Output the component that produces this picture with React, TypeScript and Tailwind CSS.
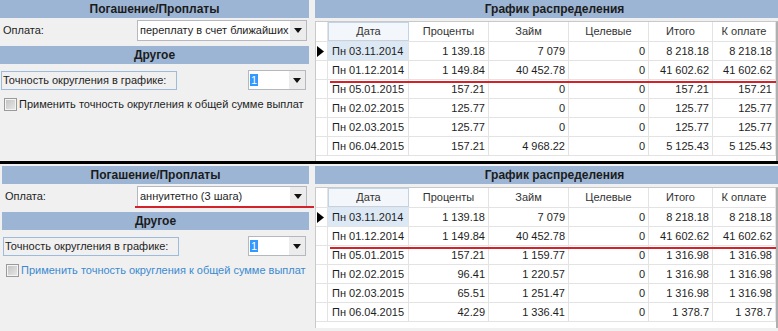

--

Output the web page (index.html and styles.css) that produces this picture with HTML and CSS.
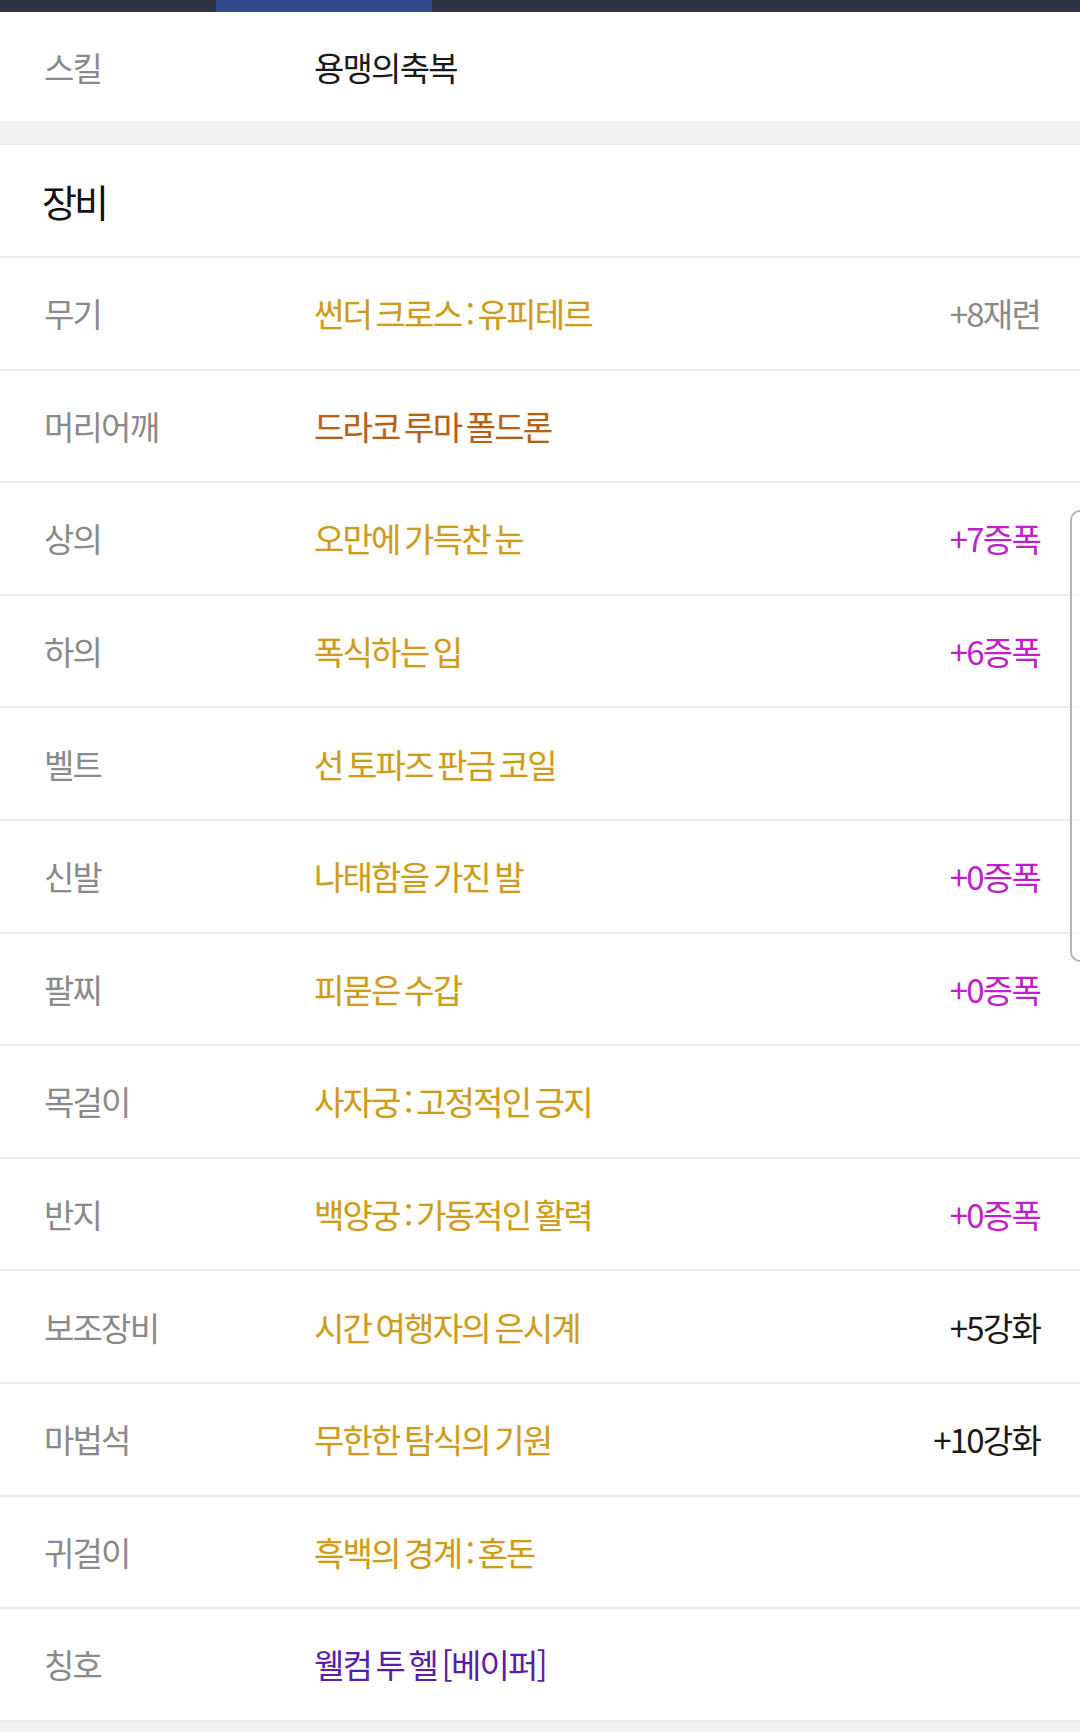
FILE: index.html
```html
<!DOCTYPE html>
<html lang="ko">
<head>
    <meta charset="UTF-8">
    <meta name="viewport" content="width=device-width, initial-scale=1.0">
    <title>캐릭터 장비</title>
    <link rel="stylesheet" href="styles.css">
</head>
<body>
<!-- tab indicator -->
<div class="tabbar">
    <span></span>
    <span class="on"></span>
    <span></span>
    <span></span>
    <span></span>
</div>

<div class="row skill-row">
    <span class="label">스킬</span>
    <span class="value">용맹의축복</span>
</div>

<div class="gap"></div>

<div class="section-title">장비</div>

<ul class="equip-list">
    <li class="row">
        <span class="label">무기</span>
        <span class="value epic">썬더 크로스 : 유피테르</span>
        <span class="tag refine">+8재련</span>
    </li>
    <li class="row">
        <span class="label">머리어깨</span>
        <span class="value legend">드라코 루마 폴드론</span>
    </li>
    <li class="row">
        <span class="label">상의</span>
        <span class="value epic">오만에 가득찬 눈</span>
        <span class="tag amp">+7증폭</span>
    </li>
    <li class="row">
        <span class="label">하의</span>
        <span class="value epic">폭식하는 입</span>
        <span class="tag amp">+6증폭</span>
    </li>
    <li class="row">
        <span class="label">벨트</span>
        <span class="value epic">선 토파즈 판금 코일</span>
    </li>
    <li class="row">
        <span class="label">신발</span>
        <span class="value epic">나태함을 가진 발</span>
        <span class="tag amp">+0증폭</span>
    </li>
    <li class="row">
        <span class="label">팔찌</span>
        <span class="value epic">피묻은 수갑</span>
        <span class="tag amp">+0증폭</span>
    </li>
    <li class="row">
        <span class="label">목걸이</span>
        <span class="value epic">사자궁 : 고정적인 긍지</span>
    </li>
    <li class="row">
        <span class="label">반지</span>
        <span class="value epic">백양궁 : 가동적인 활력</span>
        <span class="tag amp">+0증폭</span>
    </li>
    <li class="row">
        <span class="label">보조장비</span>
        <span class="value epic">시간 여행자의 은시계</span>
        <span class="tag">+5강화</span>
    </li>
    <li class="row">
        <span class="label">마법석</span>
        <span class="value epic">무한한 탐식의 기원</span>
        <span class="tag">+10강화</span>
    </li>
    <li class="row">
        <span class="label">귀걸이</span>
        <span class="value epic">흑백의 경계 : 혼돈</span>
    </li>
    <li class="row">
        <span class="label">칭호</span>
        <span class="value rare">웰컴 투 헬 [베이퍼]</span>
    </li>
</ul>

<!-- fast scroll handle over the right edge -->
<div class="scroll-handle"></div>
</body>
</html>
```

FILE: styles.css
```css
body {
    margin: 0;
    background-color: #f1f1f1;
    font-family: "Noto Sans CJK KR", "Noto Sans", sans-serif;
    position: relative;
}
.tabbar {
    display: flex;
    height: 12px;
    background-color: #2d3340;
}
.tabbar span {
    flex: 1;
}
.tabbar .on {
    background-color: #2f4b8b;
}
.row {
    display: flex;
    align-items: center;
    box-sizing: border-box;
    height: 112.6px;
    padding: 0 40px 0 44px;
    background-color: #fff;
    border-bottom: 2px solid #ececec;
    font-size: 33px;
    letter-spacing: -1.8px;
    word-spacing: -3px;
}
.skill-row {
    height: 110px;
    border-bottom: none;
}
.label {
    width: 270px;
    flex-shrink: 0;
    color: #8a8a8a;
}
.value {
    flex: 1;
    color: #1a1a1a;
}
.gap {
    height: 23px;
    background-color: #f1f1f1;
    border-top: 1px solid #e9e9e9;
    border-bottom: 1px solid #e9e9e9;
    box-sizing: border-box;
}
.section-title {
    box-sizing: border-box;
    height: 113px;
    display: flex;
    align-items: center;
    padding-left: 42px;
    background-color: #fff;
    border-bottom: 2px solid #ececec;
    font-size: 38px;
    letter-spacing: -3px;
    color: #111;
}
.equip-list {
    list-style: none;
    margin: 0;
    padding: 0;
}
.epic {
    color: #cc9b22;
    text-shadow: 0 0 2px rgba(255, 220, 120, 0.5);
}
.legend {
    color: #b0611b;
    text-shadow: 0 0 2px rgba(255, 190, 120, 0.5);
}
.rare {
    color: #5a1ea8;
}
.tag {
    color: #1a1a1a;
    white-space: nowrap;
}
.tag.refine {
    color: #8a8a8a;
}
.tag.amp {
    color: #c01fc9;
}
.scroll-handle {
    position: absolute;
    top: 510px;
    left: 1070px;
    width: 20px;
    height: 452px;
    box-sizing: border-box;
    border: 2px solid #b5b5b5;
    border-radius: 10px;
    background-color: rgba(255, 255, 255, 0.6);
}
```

> The request: Report how many lines of the entries hold the string "picture". Provide the number alone.

> Answer to the exercise: 2